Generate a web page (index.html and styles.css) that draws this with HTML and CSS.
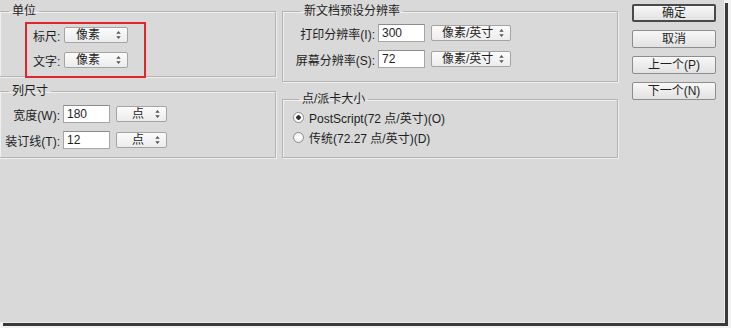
FILE: index.html
```html
<html>
<head>
<meta charset="utf-8">
<link rel="stylesheet" href="styles.css">
</head>
<body>
<div class="window">
    <div class="col-left">
        <fieldset class="group units">
            <legend>单位</legend>
            <div class="mark">
                <div class="row">
                    <span class="label">标尺:</span>
                    <span class="select w-unit">像素<svg class="arrows" viewBox="0 0 5 9"><path d="M2.5 0 L5 3 L0 3 Z M0 6 L5 6 L2.5 9 Z"/></svg></span>
                </div>
                <div class="row">
                    <span class="label">文字:</span>
                    <span class="select w-unit">像素<svg class="arrows" viewBox="0 0 5 9"><path d="M2.5 0 L5 3 L0 3 Z M0 6 L5 6 L2.5 9 Z"/></svg></span>
                </div>
            </div>
        </fieldset>

        <fieldset class="group columns">
            <legend>列尺寸</legend>
            <div class="row">
                <span class="label right w-col">宽度(W):</span>
                <span class="field">180</span>
                <span class="select w-pt">点<svg class="arrows" viewBox="0 0 5 9"><path d="M2.5 0 L5 3 L0 3 Z M0 6 L5 6 L2.5 9 Z"/></svg></span>
            </div>
            <div class="row">
                <span class="label right w-col">装订线(T):</span>
                <span class="field">12</span>
                <span class="select w-pt">点<svg class="arrows" viewBox="0 0 5 9"><path d="M2.5 0 L5 3 L0 3 Z M0 6 L5 6 L2.5 9 Z"/></svg></span>
            </div>
        </fieldset>
    </div>

    <div class="col-mid">
        <fieldset class="group resolution">
            <legend>新文档预设分辨率</legend>
            <div class="row">
                <span class="label right w-res">打印分辨率(I):</span>
                <span class="field">300</span>
                <span class="select w-ppi">像素/英寸<svg class="arrows" viewBox="0 0 5 9"><path d="M2.5 0 L5 3 L0 3 Z M0 6 L5 6 L2.5 9 Z"/></svg></span>
            </div>
            <div class="row">
                <span class="label right w-res">屏幕分辨率(S):</span>
                <span class="field">72</span>
                <span class="select w-ppi">像素/英寸<svg class="arrows" viewBox="0 0 5 9"><path d="M2.5 0 L5 3 L0 3 Z M0 6 L5 6 L2.5 9 Z"/></svg></span>
            </div>
        </fieldset>

        <fieldset class="group pica">
            <legend>点/派卡大小</legend>
            <label class="radio-row"><span class="radio checked"></span>PostScript(72 点/英寸)(O)</label>
            <label class="radio-row"><span class="radio"></span>传统(72.27 点/英寸)(D)</label>
        </fieldset>
    </div>

    <div class="col-buttons">
        <span class="button default">确定</span>
        <span class="button">取消</span>
        <span class="button">上一个(P)</span>
        <span class="button">下一个(N)</span>
    </div>
</div>
</body>
</html>
```

FILE: styles.css
```css
body {
    margin: 0;
    background-color: #f2f2f2;
    font-family: "Liberation Sans", "Noto Sans CJK SC", sans-serif;
    font-size: 12px;
    color: #1e1e1e;
}
.window {
    display: flex;
    align-items: flex-start;
    width: 725px;
    height: 323px;
    background-color: #d9d9d9;
    box-shadow: inset -1px -1px 0 #ececec, 3px 3px 0 #3a3a3a;
    overflow: hidden;
}

/* columns */
.col-left {
    width: 277px;
    margin-left: -1px;
}
.col-mid {
    width: 336px;
    margin-left: 6px;
}
.col-buttons {
    display: flex;
    flex-direction: column;
    gap: 8px;
    margin-left: 14px;
    padding-top: 4px;
}

/* group boxes */
.group {
    box-sizing: border-box;
    margin: 0;
    padding: 0;
    border: 1px solid #b4b4b4;
    box-shadow: inset 1px 1px 0 #efefef, 1px 1px 0 #efefef;
    min-width: 0;
}
.group legend {
    padding: 0 3px;
    line-height: 16px;
    height: 16px;
}
.units {
    margin-top: 3px;
    height: 74px;
    padding: 3px 0 0 25px;
}
.units legend {
    margin-left: -16px;
}
.columns {
    margin-top: 6px;
    height: 75px;
    padding-top: 6px;
}
.columns legend {
    margin-left: 9px;
}
.resolution {
    margin-top: 3px;
    height: 79px;
    padding-top: 5px;
}
.resolution legend {
    margin-left: 18px;
}
.pica {
    margin-top: 9px;
    height: 67px;
    padding-top: 1px;
}
.pica legend {
    margin-left: 16px;
}

/* red annotation box */
.mark {
    box-sizing: border-box;
    width: 121px;
    height: 56px;
    border: 2px solid #e0262b;
    padding: 2px 0 0 6px;
}

/* rows */
.row {
    display: flex;
    align-items: center;
    height: 18px;
}
.mark .row + .row {
    margin-top: 7px;
}
.columns .row + .row,
.resolution .row + .row {
    margin-top: 8px;
}
.label {
    white-space: nowrap;
}
.units .label {
    width: 31px;
}
.right {
    text-align: right;
    padding-right: 3px;
}
.w-col {
    width: 60px;
}
.w-res {
    width: 92px;
}

/* controls */
.field {
    box-sizing: border-box;
    width: 47px;
    height: 18px;
    line-height: 16px;
    padding-left: 3px;
    background-color: #fff;
    border: 1px solid #a6a6a6;
    border-top-color: #8c8c8c;
}
.select {
    box-sizing: border-box;
    position: relative;
    height: 16px;
    line-height: 14px;
    padding-left: 11px;
    border: 1px solid #a4a4a4;
    border-radius: 2px;
    background: linear-gradient(#fbfbfb, #ececec);
}
.field + .select {
    margin-left: 6px;
}
.arrows {
    position: absolute;
    right: 6px;
    top: 3px;
    width: 5px;
    height: 8px;
    fill: #555;
}
.w-unit {
    width: 64px;
}
.w-pt {
    width: 51px;
    padding-left: 15px;
}
.w-ppi {
    width: 80px;
    padding-left: 10px;
}

/* radios */
.radio-row {
    display: flex;
    align-items: center;
    height: 18px;
    padding-left: 10px;
}
.radio-row + .radio-row {
    margin-top: 2px;
}
.radio {
    box-sizing: border-box;
    width: 11px;
    height: 11px;
    margin-right: 5px;
    border: 1px solid #8e8e8e;
    border-radius: 50%;
    background: radial-gradient(#ffffff, #e8e8e8);
}
.radio.checked {
    background: radial-gradient(#333 0, #333 2px, #fff 2.5px);
}

/* buttons */
.button {
    box-sizing: border-box;
    width: 84px;
    height: 18px;
    line-height: 16px;
    text-align: center;
    border: 1px solid #8d8d8d;
    border-radius: 2px;
    background: linear-gradient(#f7f7f7, #e2e2e2);
}
.button.default {
    border: 2px solid #4a4a4a;
    line-height: 14px;
}
```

━━━━━━━━━━━━━━━━━━━━

◆ TASK BRIEF: Copy the listing over exactly, skipping the pictures it holds.

◆ TASK SOLUTION:
Generate a web page (index.html and styles.css) that draws this with HTML and CSS.
FILE: index.html
```html
<html>
<head>
<meta charset="utf-8">
<link rel="stylesheet" href="styles.css">
</head>
<body>
<div class="window">
    <div class="col-left">
        <fieldset class="group units">
            <legend>单位</legend>
            <div class="mark">
                <div class="row">
                    <span class="label">标尺:</span>
                    <span class="select w-unit">像素<svg class="arrows" viewBox="0 0 5 9"><path d="M2.5 0 L5 3 L0 3 Z M0 6 L5 6 L2.5 9 Z"/></svg></span>
                </div>
                <div class="row">
                    <span class="label">文字:</span>
                    <span class="select w-unit">像素<svg class="arrows" viewBox="0 0 5 9"><path d="M2.5 0 L5 3 L0 3 Z M0 6 L5 6 L2.5 9 Z"/></svg></span>
                </div>
            </div>
        </fieldset>

        <fieldset class="group columns">
            <legend>列尺寸</legend>
            <div class="row">
                <span class="label right w-col">宽度(W):</span>
                <span class="field">180</span>
                <span class="select w-pt">点<svg class="arrows" viewBox="0 0 5 9"><path d="M2.5 0 L5 3 L0 3 Z M0 6 L5 6 L2.5 9 Z"/></svg></span>
            </div>
            <div class="row">
                <span class="label right w-col">装订线(T):</span>
                <span class="field">12</span>
                <span class="select w-pt">点<svg class="arrows" viewBox="0 0 5 9"><path d="M2.5 0 L5 3 L0 3 Z M0 6 L5 6 L2.5 9 Z"/></svg></span>
            </div>
        </fieldset>
    </div>

    <div class="col-mid">
        <fieldset class="group resolution">
            <legend>新文档预设分辨率</legend>
            <div class="row">
                <span class="label right w-res">打印分辨率(I):</span>
                <span class="field">300</span>
                <span class="select w-ppi">像素/英寸<svg class="arrows" viewBox="0 0 5 9"><path d="M2.5 0 L5 3 L0 3 Z M0 6 L5 6 L2.5 9 Z"/></svg></span>
            </div>
            <div class="row">
                <span class="label right w-res">屏幕分辨率(S):</span>
                <span class="field">72</span>
                <span class="select w-ppi">像素/英寸<svg class="arrows" viewBox="0 0 5 9"><path d="M2.5 0 L5 3 L0 3 Z M0 6 L5 6 L2.5 9 Z"/></svg></span>
            </div>
        </fieldset>

        <fieldset class="group pica">
            <legend>点/派卡大小</legend>
            <label class="radio-row"><span class="radio checked"></span>PostScript(72 点/英寸)(O)</label>
            <label class="radio-row"><span class="radio"></span>传统(72.27 点/英寸)(D)</label>
        </fieldset>
    </div>

    <div class="col-buttons">
        <span class="button default">确定</span>
        <span class="button">取消</span>
        <span class="button">上一个(P)</span>
        <span class="button">下一个(N)</span>
    </div>
</div>
</body>
</html>
```

FILE: styles.css
```css
body {
    margin: 0;
    background-color: #f2f2f2;
    font-family: "Liberation Sans", "Noto Sans CJK SC", sans-serif;
    font-size: 12px;
    color: #1e1e1e;
}
.window {
    display: flex;
    align-items: flex-start;
    width: 725px;
    height: 323px;
    background-color: #d9d9d9;
    box-shadow: inset -1px -1px 0 #ececec, 3px 3px 0 #3a3a3a;
    overflow: hidden;
}

/* columns */
.col-left {
    width: 277px;
    margin-left: -1px;
}
.col-mid {
    width: 336px;
    margin-left: 6px;
}
.col-buttons {
    display: flex;
    flex-direction: column;
    gap: 8px;
    margin-left: 14px;
    padding-top: 4px;
}

/* group boxes */
.group {
    box-sizing: border-box;
    margin: 0;
    padding: 0;
    border: 1px solid #b4b4b4;
    box-shadow: inset 1px 1px 0 #efefef, 1px 1px 0 #efefef;
    min-width: 0;
}
.group legend {
    padding: 0 3px;
    line-height: 16px;
    height: 16px;
}
.units {
    margin-top: 3px;
    height: 74px;
    padding: 3px 0 0 25px;
}
.units legend {
    margin-left: -16px;
}
.columns {
    margin-top: 6px;
    height: 75px;
    padding-top: 6px;
}
.columns legend {
    margin-left: 9px;
}
.resolution {
    margin-top: 3px;
    height: 79px;
    padding-top: 5px;
}
.resolution legend {
    margin-left: 18px;
}
.pica {
    margin-top: 9px;
    height: 67px;
    padding-top: 1px;
}
.pica legend {
    margin-left: 16px;
}

/* red annotation box */
.mark {
    box-sizing: border-box;
    width: 121px;
    height: 56px;
    border: 2px solid #e0262b;
    padding: 2px 0 0 6px;
}

/* rows */
.row {
    display: flex;
    align-items: center;
    height: 18px;
}
.mark .row + .row {
    margin-top: 7px;
}
.columns .row + .row,
.resolution .row + .row {
    margin-top: 8px;
}
.label {
    white-space: nowrap;
}
.units .label {
    width: 31px;
}
.right {
    text-align: right;
    padding-right: 3px;
}
.w-col {
    width: 60px;
}
.w-res {
    width: 92px;
}

/* controls */
.field {
    box-sizing: border-box;
    width: 47px;
    height: 18px;
    line-height: 16px;
    padding-left: 3px;
    background-color: #fff;
    border: 1px solid #a6a6a6;
    border-top-color: #8c8c8c;
}
.select {
    box-sizing: border-box;
    position: relative;
    height: 16px;
    line-height: 14px;
    padding-left: 11px;
    border: 1px solid #a4a4a4;
    border-radius: 2px;
    background: linear-gradient(#fbfbfb, #ececec);
}
.field + .select {
    margin-left: 6px;
}
.arrows {
    position: absolute;
    right: 6px;
    top: 3px;
    width: 5px;
    height: 8px;
    fill: #555;
}
.w-unit {
    width: 64px;
}
.w-pt {
    width: 51px;
    padding-left: 15px;
}
.w-ppi {
    width: 80px;
    padding-left: 10px;
}

/* radios */
.radio-row {
    display: flex;
    align-items: center;
    height: 18px;
    padding-left: 10px;
}
.radio-row + .radio-row {
    margin-top: 2px;
}
.radio {
    box-sizing: border-box;
    width: 11px;
    height: 11px;
    margin-right: 5px;
    border: 1px solid #8e8e8e;
    border-radius: 50%;
    background: radial-gradient(#ffffff, #e8e8e8);
}
.radio.checked {
    background: radial-gradient(#333 0, #333 2px, #fff 2.5px);
}

/* buttons */
.button {
    box-sizing: border-box;
    width: 84px;
    height: 18px;
    line-height: 16px;
    text-align: center;
    border: 1px solid #8d8d8d;
    border-radius: 2px;
    background: linear-gradient(#f7f7f7, #e2e2e2);
}
.button.default {
    border: 2px solid #4a4a4a;
    line-height: 14px;
}
```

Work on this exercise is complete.